Sí, Amor querido, no seré yo quien te señale horas ni maneras, pues siempre que me visites, serás bienvenido. Yo creo, acción divina, que te has dignado revelarme algo de tu inmensidad, y ya no quiero dar paso alguno si no en tu seno infinito. Todo lo que de ti fluye hoy, venía de ti ayer. De la inmensidad de tu fondo brota un torrente de gracias, que derramas incesantemente sobre todas las cosas, sosteniéndolas e impulsándolas. No he de buscarte, pues, en los estrechos límites de un libro, en una vida de santo, o en sublimes ideas. Todas esas cosas no son más que unas gotas de ese mar inmenso que veo difundirse sobre todas las criaturas, inundándolas todas. Son como átomos que desaparecen en ese abismo. No pienso, pues, buscar más esa acción divina en los pensamientos de personas espirituales, ni mendigaré mi pan de puerta en puerta, ni les haré más la corte.

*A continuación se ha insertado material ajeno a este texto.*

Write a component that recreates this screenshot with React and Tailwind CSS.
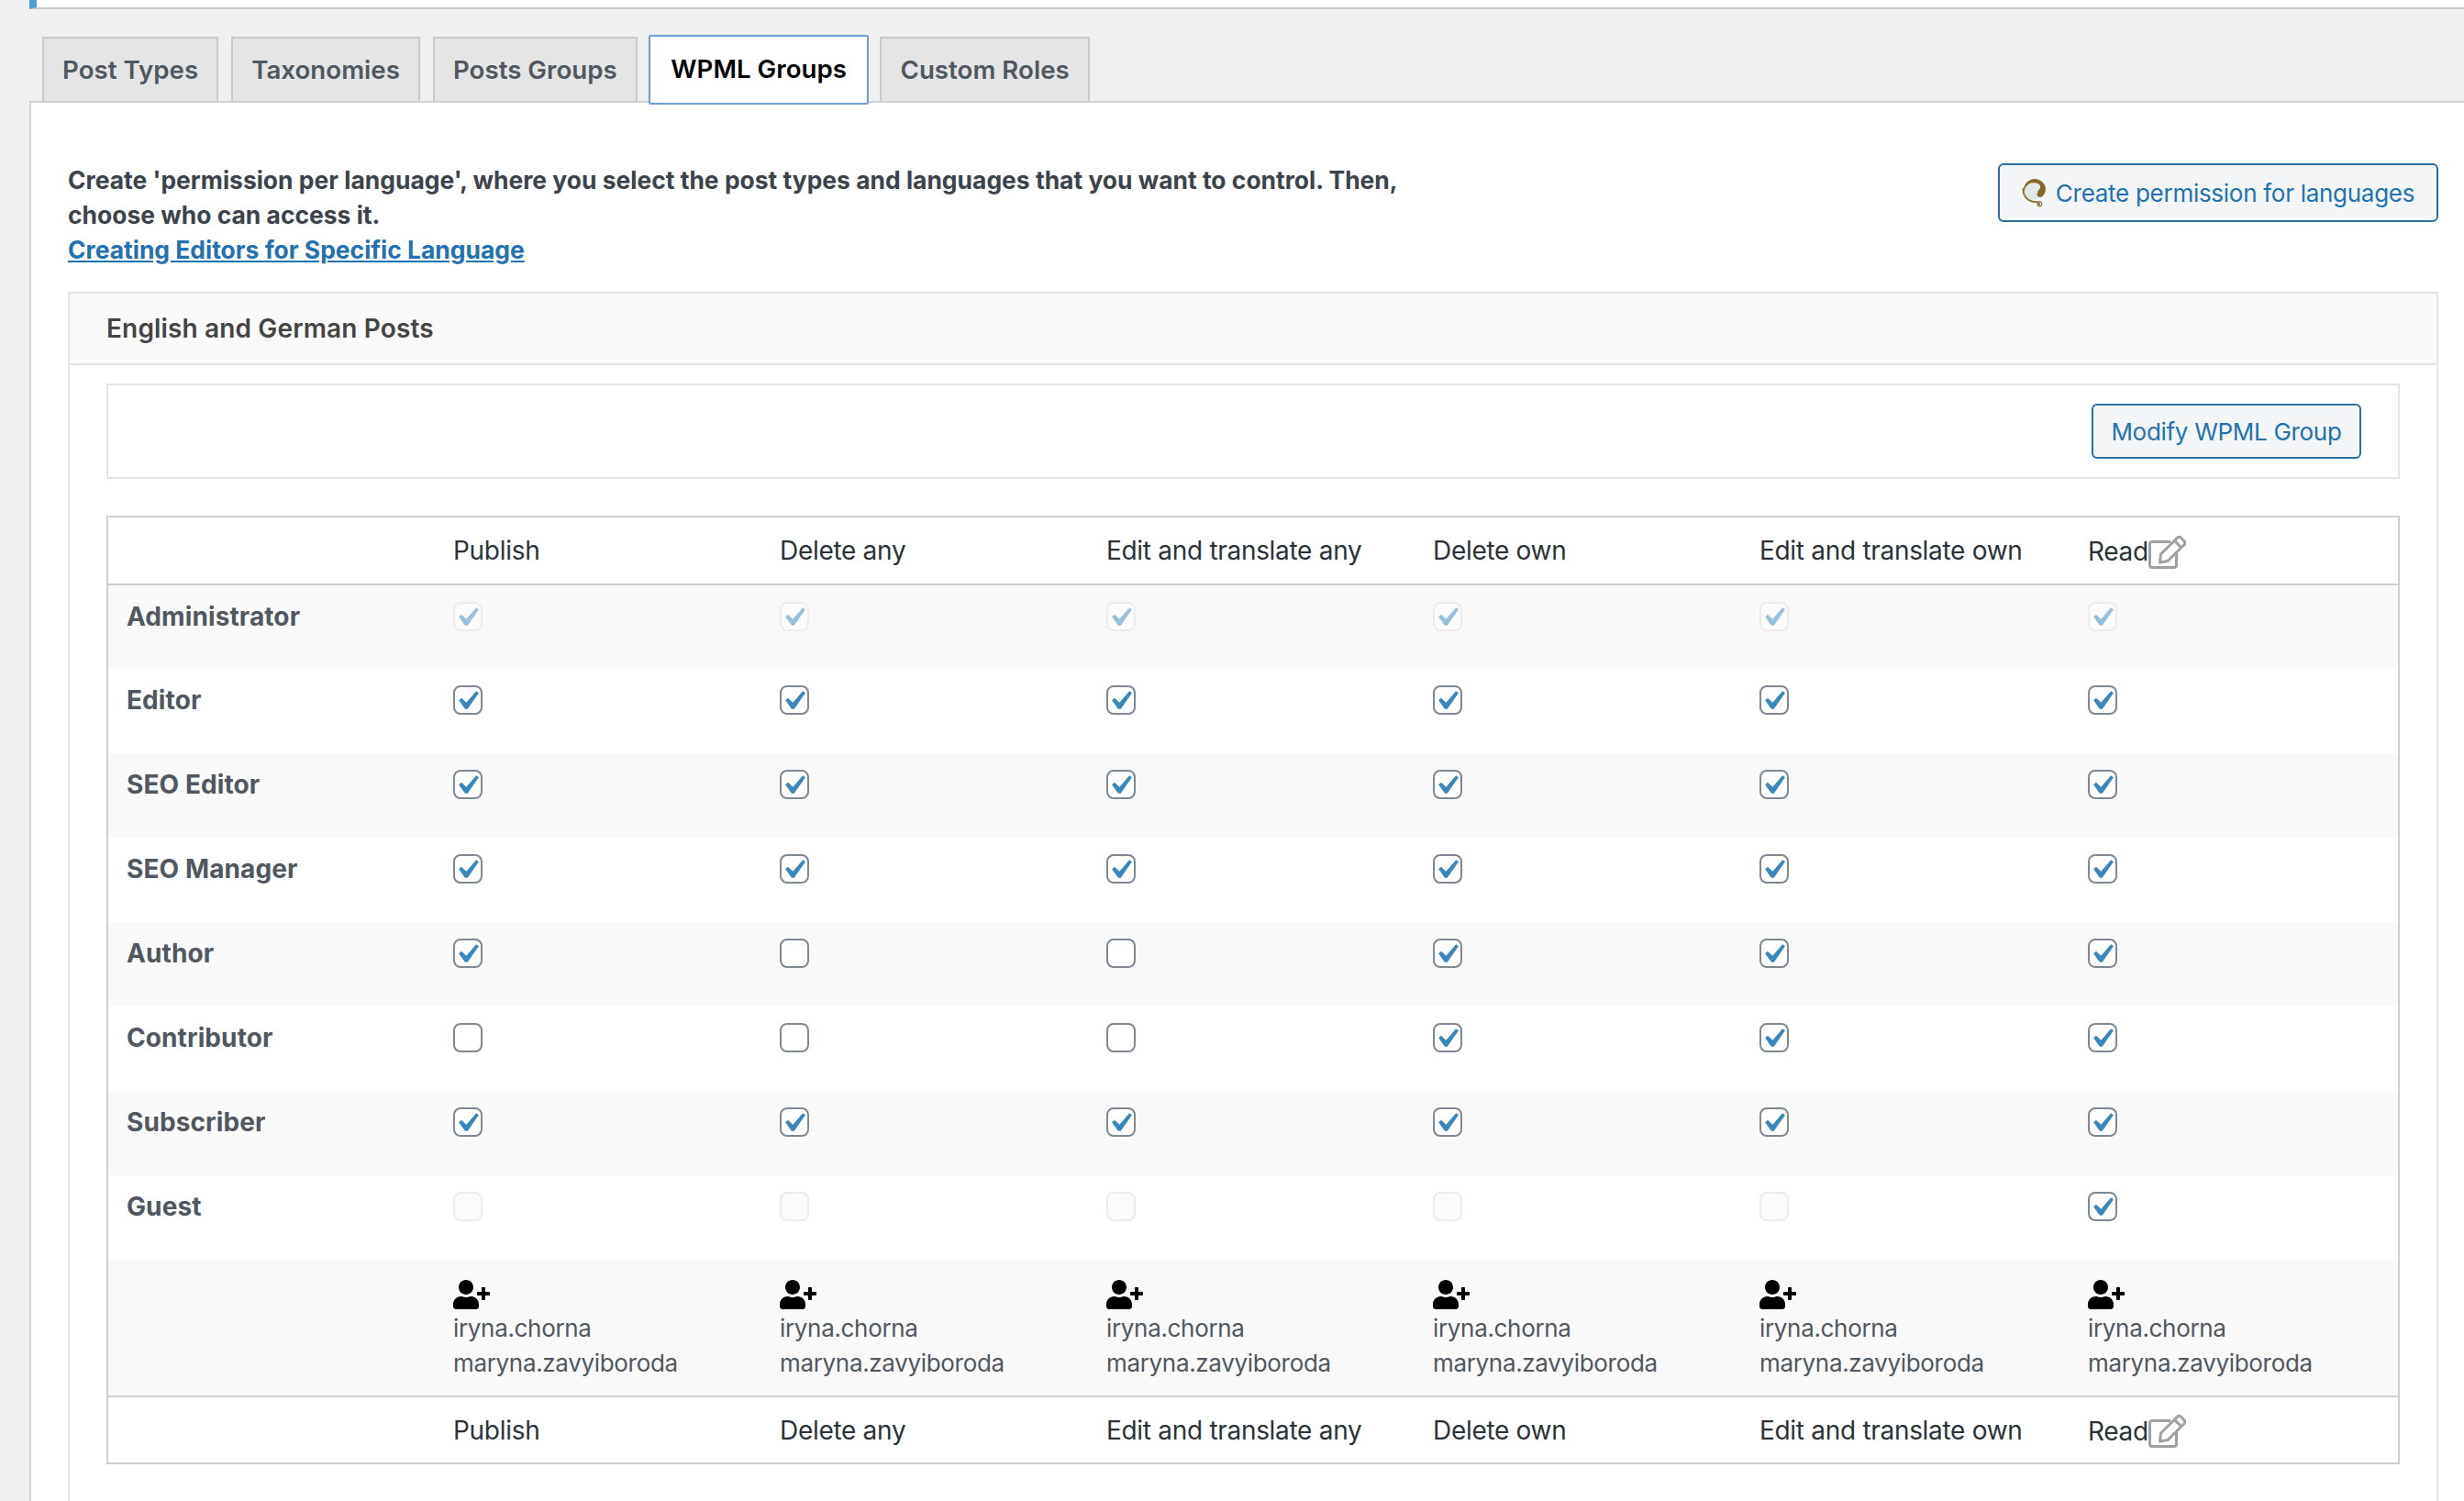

Sí, Señor, quiero vivir de modo que te haga honor, como hijo de un padre verdadero infinitamente sabio, bueno y poderoso. Quiero vivir según mi fe. Y ya que creo que tu acción divina se aplica por todas las cosas y en todos los momentos a mi perfección, quiero vivir siempre de esta grande renta inmensa, que nunca va a faltarme, renta siempre presente y adecuada a mis necesidades.
¿Hay acaso alguna criatura cuya acción pueda igualarse a la de Dios? Y puesto que esta mano increada es la que dispone por sí misma todo cuanto me sucede ¿iré yo a buscar ayudas en las criaturas, que son impotentes, ignorantes y egoístas? Antes yo moría de sed, me apresuraba de fuente en fuente, de uno a otro arroyo, cuando de pronto una mano invisible derrama sobre mí un diluvio, cuyas aguas me rodean por todas partes. Todo ahora se convierte en pan que me alimenta, jabón que me limpia, fuego que me purifica, cincel que traza en mí figuras celestiales. Todo es instrumento de gracia para todas mis necesidades. Y cuanto yo buscaba en tantas otras cosas, ahora me busca a mí incesantemente, y se me entrega por todas las criaturas.